The decision

Upper Tribunal
(Immigration and Asylum Chamber) Appeal Number: PA/11275/2019


Heard remotely via Skype for Business
Decision & Reasons Promulgated
On 17 March 2021
On 25 March 2021








For the Appellant: Mr Spurling
For the Respondent: Mr McVeety, Senior Home Office Presenting Officer


1. The appellant, a Kurdish citizen of Iraq born in 1985, appealed to the First-tier Tribunal against a decision of the Secretary of State dated 1 November 2019 refusing him international protection. The First-tier Tribunal, in a decision promulgated on 18 February 2020, dismissed his appeal. The appellant now appeals, with permission, to the Upper Tribunal.
2. The appellant was not represented before the First-tier Tribunal or on his application to the Upper Tribunal for permission to appeal. He was represented by Mr Spurling of Counsel at the initial hearing in the Upper Tribunal. Rather than address in detail the appellant's grounds of appeal, I shall structure my decision by reference to the grant of permission of Upper Tribunal Judge Bruce. Judge Bruce refused permission to the appellant to challenge the findings of the First-tier Tribunal regarding credibility.
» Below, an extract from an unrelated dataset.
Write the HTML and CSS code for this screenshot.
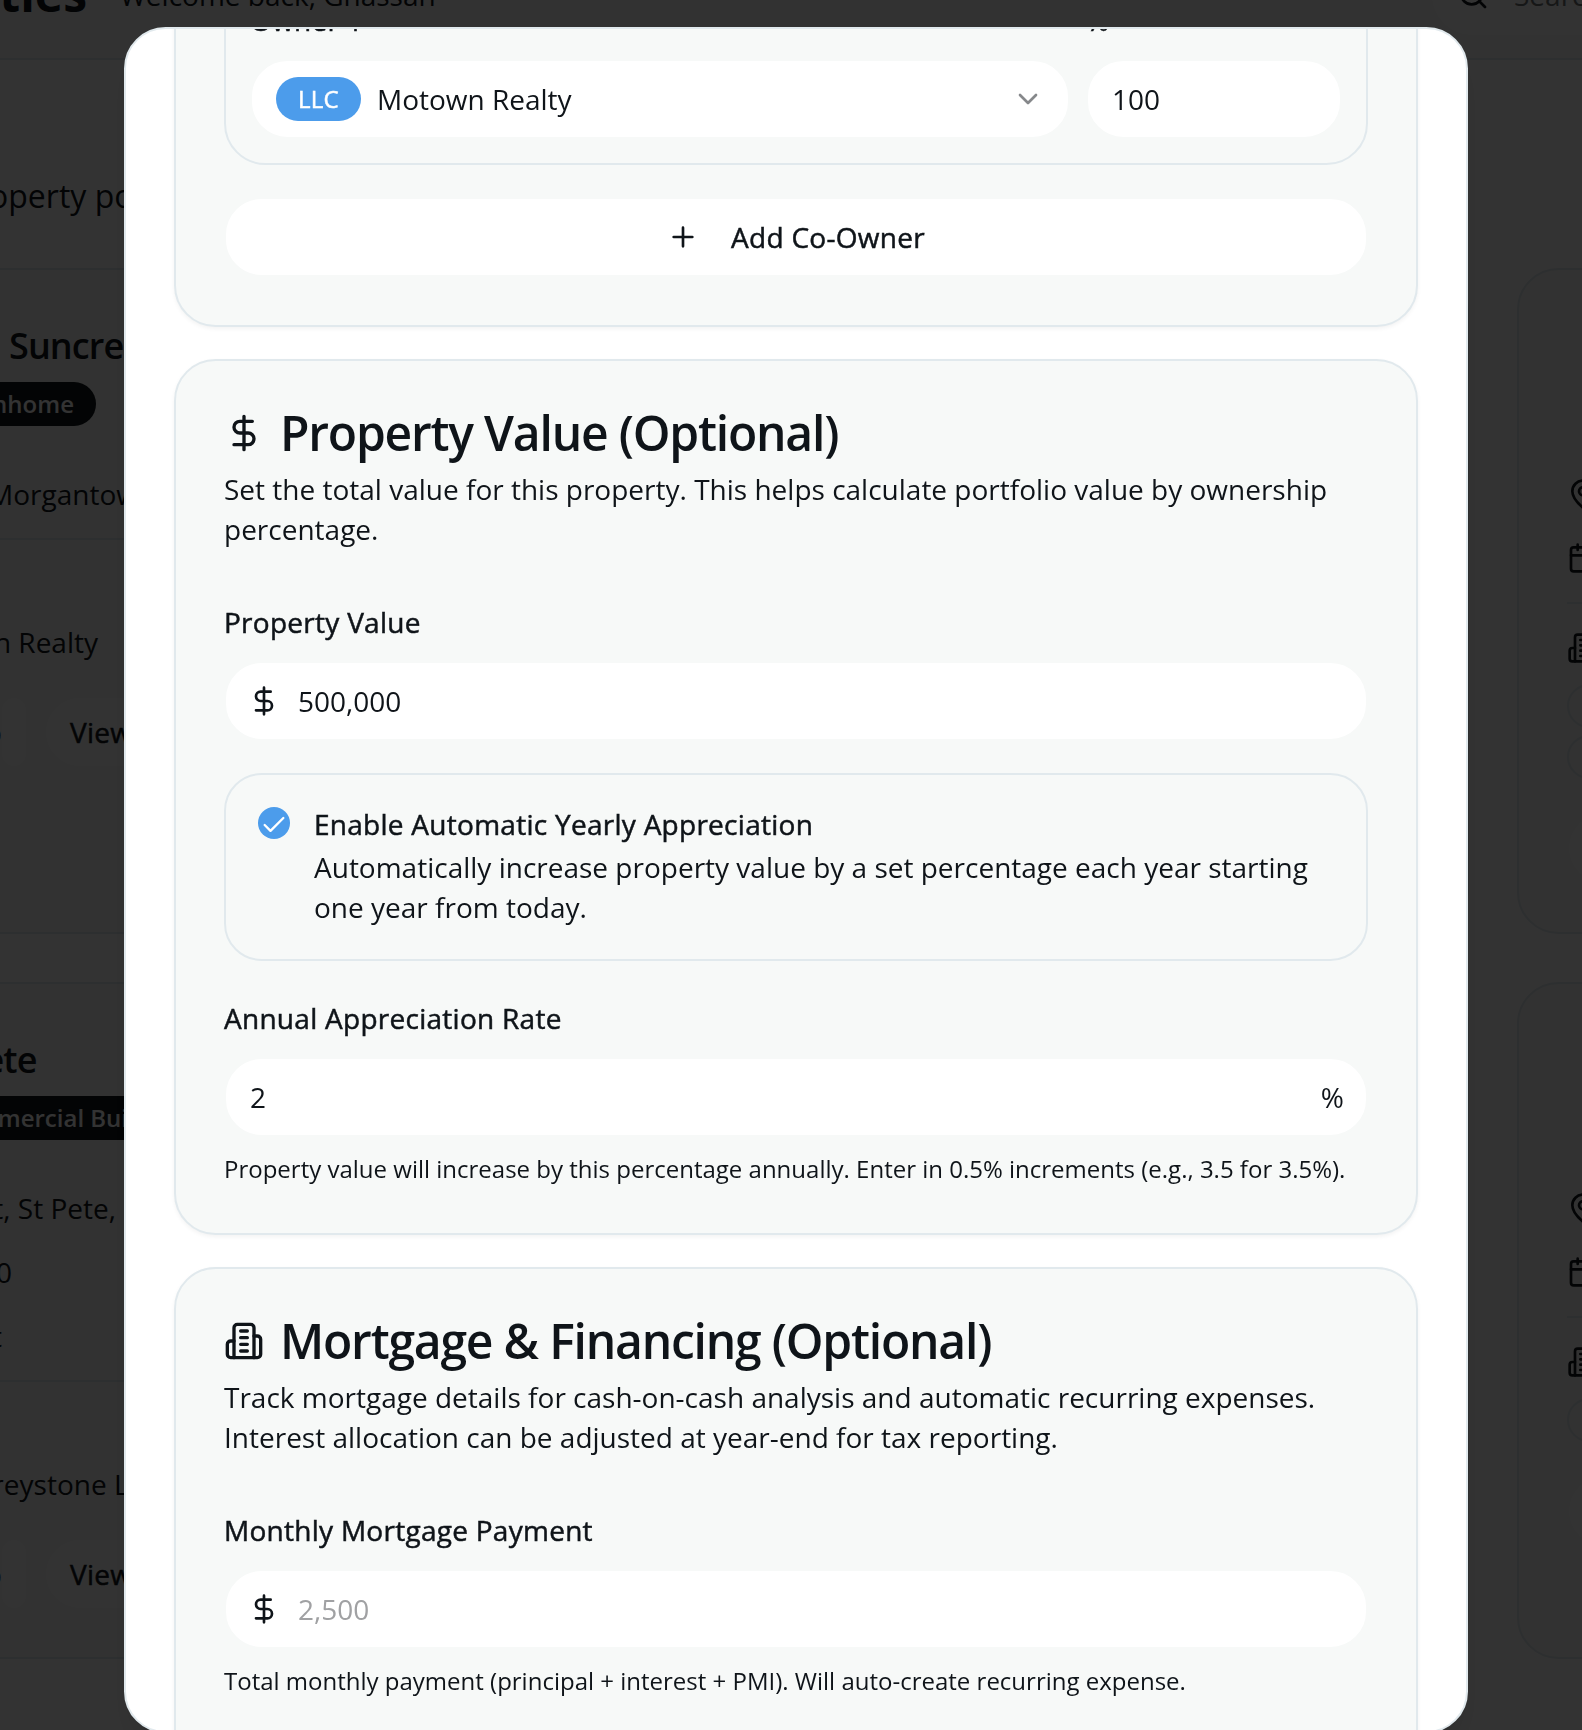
FILE: index.html
```html
<!DOCTYPE html>
<html lang="en">
<head>
<meta charset="utf-8">
<title>Properties</title>
<link rel="stylesheet" href="styles.css">
</head>
<body>
<svg class="sprite" aria-hidden="true">
  <symbol id="i-dollar" viewBox="0 0 24 24"><path d="M12 2v20M17 5H9.5a3.5 3.5 0 0 0 0 7h5a3.5 3.5 0 0 1 0 7H6"/></symbol>
  <symbol id="i-building" viewBox="0 0 24 24"><path d="M6 22V4a2 2 0 0 1 2-2h8a2 2 0 0 1 2 2v18Z"/><path d="M6 12H4a2 2 0 0 0-2 2v6a2 2 0 0 0 2 2h2M18 9h2a2 2 0 0 1 2 2v9a2 2 0 0 1-2 2h-2M10 6h4M10 10h4M10 14h4M10 18h4"/></symbol>
  <symbol id="i-pin" viewBox="0 0 24 24"><path d="M20 10c0 4.993-5.539 10.193-7.399 11.799a1 1 0 0 1-1.202 0C9.539 20.193 4 14.993 4 10a8 8 0 0 1 16 0"/><circle cx="12" cy="10" r="3"/></symbol>
  <symbol id="i-calendar" viewBox="0 0 24 24"><path d="M8 2v4M16 2v4M3 10h18"/><rect x="3" y="4" width="18" height="18" rx="2"/></symbol>
  <symbol id="i-search" viewBox="0 0 24 24"><circle cx="11" cy="11" r="8"/><path d="m21 21-4.3-4.3"/></symbol>
  <symbol id="i-plus" viewBox="0 0 24 24"><path d="M5 12h14M12 5v14"/></symbol>
  <symbol id="i-chevron" viewBox="0 0 24 24"><path d="m6 9 6 6 6-6"/></symbol>
  <symbol id="i-check" viewBox="0 0 24 24"><path d="M20 6 9 17l-5-5"/></symbol>
</svg>

<div class="page">
  <header class="topbar">
    <div class="topbar-title">Properties</div>
    <div class="welcome">Welcome back, Ghassan</div>
    <div class="search"><svg class="icon"><use href="#i-search"/></svg><span>Search</span></div>
  </header>
  <div class="intro"><span class="to-edge">operty portfolio</span></div>
  <main class="grid">
    <article class="tile tile-left">
      <div class="tile-title">Suncrest</div>
      <div class="row badge-row w96"><span class="badge dark">Townhome</span></div>
      <div class="row city">Morgantown</div>
      <hr>
      <div class="row owner w98">Motown Realty</div>
      <div class="actions"><span class="action first">Map</span><span class="action">View</span></div>
    </article>
    <article class="tile tile-right">
      <svg class="icon pin"><use href="#i-pin"/></svg>
      <svg class="icon cal"><use href="#i-calendar"/></svg>
      <hr>
      <svg class="icon bld"><use href="#i-building"/></svg>
      <span class="outline"></span>
      <span class="outline"></span>
      <span class="blank-action"></span>
    </article>
    <article class="tile tile-left second">
      <div class="row tile-title w36">St Pete</div>
      <div class="row badge-row long"><span class="badge dark">Commercial Building</span></div>
      <div class="row line-a w114">St, St Pete,</div>
      <div class="row line-b w12">0</div>
      <div class="row line-c w1">Unit</div>
      <hr>
      <div class="row greystone">Greystone LLC</div>
      <div class="actions"><span class="action first">Map</span><span class="action">View</span></div>
    </article>
    <article class="tile tile-right second">
      <svg class="icon pin"><use href="#i-pin"/></svg>
      <svg class="icon cal"><use href="#i-calendar"/></svg>
      <hr>
      <svg class="icon bld"><use href="#i-building"/></svg>
      <span class="outline"></span>
      <span class="blank-action"></span>
    </article>
  </main>
</div>

<div class="overlay">
  <div class="modal">
    <div class="modal-body">
      <section class="card">
        <div class="owner-box">
          <div class="owner-main">
            <div class="label-row"><label>Owner 1</label></div>
            <div class="control">
              <span class="badge blue">LLC</span>
              <span class="grow">Motown Realty</span>
              <svg class="icon faded"><use href="#i-chevron"/></svg>
            </div>
          </div>
          <div class="owner-share">
            <div class="label-row"><label>%</label></div>
            <div class="control">100</div>
          </div>
        </div>
        <div class="control add"><svg class="icon"><use href="#i-plus"/></svg>Add Co-Owner</div>
      </section>

      <section class="card">
        <h2><svg class="icon big"><use href="#i-dollar"/></svg>Property Value (Optional)</h2>
        <p class="desc">Set the total value for this property. This helps calculate portfolio value by ownership percentage.</p>
        <div class="label-row"><label>Property Value</label></div>
        <div class="control money"><svg class="icon"><use href="#i-dollar"/></svg>500,000</div>
        <div class="option">
          <span class="checkbox"><svg><use href="#i-check"/></svg></span>
          <div class="option-text">
            <div class="option-title"><label>Enable Automatic Yearly Appreciation</label></div>
            <p>Automatically increase property value by a set percentage each year starting one year from today.</p>
          </div>
        </div>
        <div class="label-row"><label>Annual Appreciation Rate</label></div>
        <div class="control"><span class="grow">2</span><span class="unit">%</span></div>
        <p class="hint">Property value will increase by this percentage annually. Enter in 0.5% increments (e.g., 3.5 for 3.5%).</p>
      </section>

      <section class="card last">
        <h2><svg class="icon big"><use href="#i-building"/></svg>Mortgage &amp; Financing (Optional)</h2>
        <p class="desc">Track mortgage details for cash-on-cash analysis and automatic recurring expenses. Interest allocation can be adjusted at year-end for tax reporting.</p>
        <div class="label-row"><label>Monthly Mortgage Payment</label></div>
        <div class="control money"><svg class="icon"><use href="#i-dollar"/></svg><span class="placeholder">2,500</span></div>
        <p class="hint">Total monthly payment (principal + interest + PMI). Will auto-create recurring expense.</p>
      </section>
    </div>
  </div>
</div>
</body>
</html>
```
FILE: styles.css
```css
:root {
  --ink: #0f1419;
  --line: #e1e9ed;
  --surface: #f7f9f8;
  --blue: #4c9ceb;
  --radius: 41.6px;
  --radius-md: 37.6px;
}
* { box-sizing: border-box; margin: 0; }
html, body { height: 100%; overflow: hidden; }
body {
  background: #fff;
  color: var(--ink);
  font: 28px/40px "Open Sans", "Noto Sans", sans-serif;
}
.sprite { position: absolute; width: 0; height: 0; }
svg { fill: none; stroke: currentColor; stroke-width: 2; stroke-linecap: round; stroke-linejoin: round; }
.icon { width: 32px; height: 32px; flex: none; display: block; }
.icon.big { width: 40px; height: 40px; }

/* Medium weight: regular glyphs, slightly thickened and spaced */
label, .add, .action, .badge.blue {
  -webkit-text-stroke: .5px currentColor;
  letter-spacing: .27px;
}
.add svg { letter-spacing: 0; }

/* Page behind the dialog */
.page { height: 1730px; overflow: hidden; white-space: nowrap; }
.topbar {
  height: 104px; margin-top: -44px; display: flex; align-items: center;
  background: var(--surface); border-bottom: 2px solid var(--line);
}
.topbar-title { width: 87px; margin-top: -26px; display: flex; justify-content: flex-end; font-size: 48px; font-weight: 700; line-height: 48px; flex: none; }
.welcome { margin: -24px 0 0 33px; }
.search {
  display: flex; align-items: center; gap: 25px; width: 500px; height: 80px; flex: none;
  margin: -25px -350px 0 auto; padding-left: 25px; background: #fff; border-radius: var(--radius);
}
.search span { color: #717375; }
.intro { height: 208px; padding-top: 112px; font-size: 32px; line-height: 48px; }
.to-edge { margin-left: -11px; }
.grid { display: grid; grid-template-columns: 1569px 500px; grid-template-rows: 666px 677px; gap: 48px; margin-left: -100px; }
.tile { background: var(--surface); border: 2px solid var(--line); border-radius: var(--radius); overflow: hidden; }
.tile-left { padding: 54px 0 0 98px; }
.tile-right { padding: 208px 48px 0; }
.tile hr { height: 2px; border: 0; background: var(--line); }
.tile-title { font-size: 36px; font-weight: 600; letter-spacing: -.9px; line-height: 44px; padding-left: 9px; }
.row { display: flex; }
.w96, .w98, .w36, .w114, .w12, .w1 { justify-content: flex-end; padding-left: 0; }
.w96 { width: 96px; }
.w98 { width: 98px; }
.w36 { width: 36.5px; }
.w114 { width: 116px; }
.w12 { width: 12px; }
.w1 { width: 2px; }
.badge-row { margin-top: 14px; }
.badge { height: 44px; padding: 6px 22px; border-radius: 22px; font-size: 24px; font-weight: 600; line-height: 32px; flex: none; }
.badge.dark { background: var(--ink); color: #fff; }
.badge.blue { background: var(--blue); color: #fff; font-weight: 400; }
.city { margin: 48px 0 24px -12px; }
.owner { margin-top: 82px; }
.actions { display: flex; gap: 16px; margin-top: 34px; }
.action { height: 72px; padding: 16px 24px; border: 2px solid var(--surface); border-radius: var(--radius-md); background: #fff; line-height: 36px; width: 200px; }
.action.first { width: 28px; display: flex; justify-content: flex-end; padding-left: 0; }
.long { margin-left: -77px; }
.line-a { margin-top: 48px; }
.line-b, .line-c { margin-top: 24px; }
.tile-left.second hr { margin-top: 24px; }
.greystone { margin: 82px 0 0 -28px; }
.cal { margin-top: 32px; }
.tile-right hr { margin: 28px 0; }
.outline { display: block; width: 200px; height: 44px; border: 2px solid var(--line); border-radius: 22px; margin-top: 7px; }
.bld + .outline { margin-top: 20px; }
.blank-action { display: block; width: 300px; height: 68px; margin: 35px 0 0 2px; border-radius: var(--radius-md); background: #fff; }

/* Dialog */
.overlay { position: fixed; inset: 0; padding: 27px 0 0 124px; background: rgba(0, 0, 0, .8); }
.modal {
  width: 1344px; height: 1706px; overflow: hidden; background: #fff;
  border: 2px solid var(--line); border-radius: var(--radius);
  box-shadow: 0 20px 30px -6px rgba(0, 0, 0, .1), 0 8px 12px -8px rgba(0, 0, 0, .1);
}
.modal-body { display: flex; flex-direction: column; gap: 32px; margin-top: -110px; padding: 0 48px; }
.card {
  padding: 48px; background: var(--surface); border: 2px solid var(--line); border-radius: var(--radius);
  box-shadow: 0 2px 4px rgba(0, 0, 0, .05);
}
.card.last { height: 700px; }
.owner-box { display: flex; gap: 16px; padding: 24px; border: 2px solid var(--line); border-radius: var(--radius); }
.owner-main, .grow { flex: 1; }
.owner-share { width: 256px; }
.label-row { font-size: 32px; line-height: 48px; height: 48px; margin-bottom: 16px; }
label { font-size: 28px; line-height: 1; }
.control {
  display: flex; align-items: center; gap: 16px; height: 80px; padding: 0 24px;
  border: 2px solid var(--surface); border-radius: var(--radius-md); background: #fff;
}
.add { justify-content: center; gap: 32px; margin-top: 32px; }
.money { padding-left: 22px; gap: 18px; }
.faded { opacity: .5; }
.placeholder { color: #a0a1a3; }
h2 { display: flex; align-items: center; gap: 16px; font-size: 48px; line-height: 48px; font-weight: 600; letter-spacing: -1.2px; }
.desc { margin: 12px 0 48px; }
.option { display: flex; gap: 24px; padding: 32px; margin: 32px 0; border: 2px solid var(--line); border-radius: var(--radius-md); }
.checkbox { display: flex; justify-content: center; width: 32px; height: 32px; padding-top: 4px; border-radius: 50%; background: var(--blue); color: #fff; flex: none; }
.checkbox svg { width: 28px; height: 28px; }
.option-title { font-size: 32px; line-height: 32px; height: 32px; margin-bottom: 8px; }
.unit { margin-right: -2px; }
.hint { margin-top: 16px; font-size: 24px; line-height: 32px; }
```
At [3], Judge Bruce, referring to the 'issue of documentation and the appellant's ability to get from Baghdad to a place of safety', she sets out why she considered it arguable that the judge may have fallen into legal error. I shall consider under the follow two headings the four sub-paragraphs of [3] which contain Judge Bruce's grant of permission:
Was it reasonably likely that the appellant would be unable to re-document himself?
3. Save for his ethnicity, nationality and the location of his home area in Iraq, the judge did not accept as reliable any part of the appellant's evidence. There is no permission for the Upper Tribunal to revisit the findings on credibility. At [33], the judge rejected the appellant's claim that he has no family members within Iraq who can assist him. At [36], the judge found that he saw no reason 'why [the appellant] cannot obtain existing or new identity documents within a reasonable time if required.' [my emphasis]. Those findings follow on from the judge's specific finding [32] that he did not believe the appellant's account of how he had lost his identity documents. It is certainly true that, in addition to referring to existing identity documents, the judge also discusses the appellant's ability to 're-document' himself. However, a careful reading of the decision makes clear that the judge considered that the appellant (i) had not lost his identity documents (ii) if he does not possess the documents at this time, his family, with whom he is in touch, will assist him to re-possess them. If that finding is sound, the fact that the judge may have made alternative findings (regarding the processes of re-documentation) which may be arguably unsound is immaterial. Given the comprehensive rejection by the judge of the appellant's credibility, I consider that he was entitled to finding that the appellant would be able to use documents which he either holds now or which his family will assist his to obtain to enter and move within Iraq. In the light of that finding, Judge Bruce's second and fourth sub-paragraphs (whether it was open to the judge to find that the Iraqi Consular authorities in the United Kingdom would assist the appellant and whether the civil registry in Khanaqin continues to issue CSIDs as opposed to INIDs) are not relevant; as the appellant could use his existing identity documents, it will not be necessary for him to engage with the Iraqi Consulate in the United Kingdom or the civil registry in Kahnaqin or, indeed, elsewhere in Iraq.
Did the judge err in law by failing to have regard to the fact that the appellant is from Khanaqin where the Upper Tribunal in SMO, KSP and IM (Article 15(c);identity documents) Iraq CG [2019] UKUT 400 [272] has found that there are higher levels of ISIL activity and violence?
4. The appellant was born in Jabara but it appears that his evidence relates to his home and family being in Jalawla and not Khanaqin. Mr Spurling (at the risk of giving evidence) told me that Khanaqin and Jalawla are about 30 km apart. He submitted that, because they are so proximate, it made no difference which of the two cities constituted the appellant's home area. That submission may have some force but, equally, I am not satisfied that the judge has erred in his assessment, made by reference to country guidance and background material, of the risks which the appellant and his family would encounter in Jalawla. I accept Mr McVeety's submission that the appellant is a Kurdish male who has none of the characteristics which would arguably expose him to risk and which are detailed in the headnote and [314] of SMO. As such, he is not at real risk on return to Jalawla which, for the reasons given at [3] above, he will be able to reach safely from Baghdad.
5. For the reasons I have given I am satisfied that the judge's decision is not vitiated by legal error. Accordingly, the appeal is dismissed.
Notice of Decision
The appeal is dismissed.

Signed Date 17 March 2021
Upper Tribunal Judge Lane

Direction Regarding Anonymity - Rule 14 of the Tribunal Procedure (Upper Tribunal) Rules 2008

Unless and until a Tribunal or court directs otherwise, the appellants are granted anonymity. No report of these proceedings shall directly or indirectly identify them or any member of their family. This direction applies both to the appellants and to the respondent. Failure to comply with this direction could lead to contempt of court proceedings.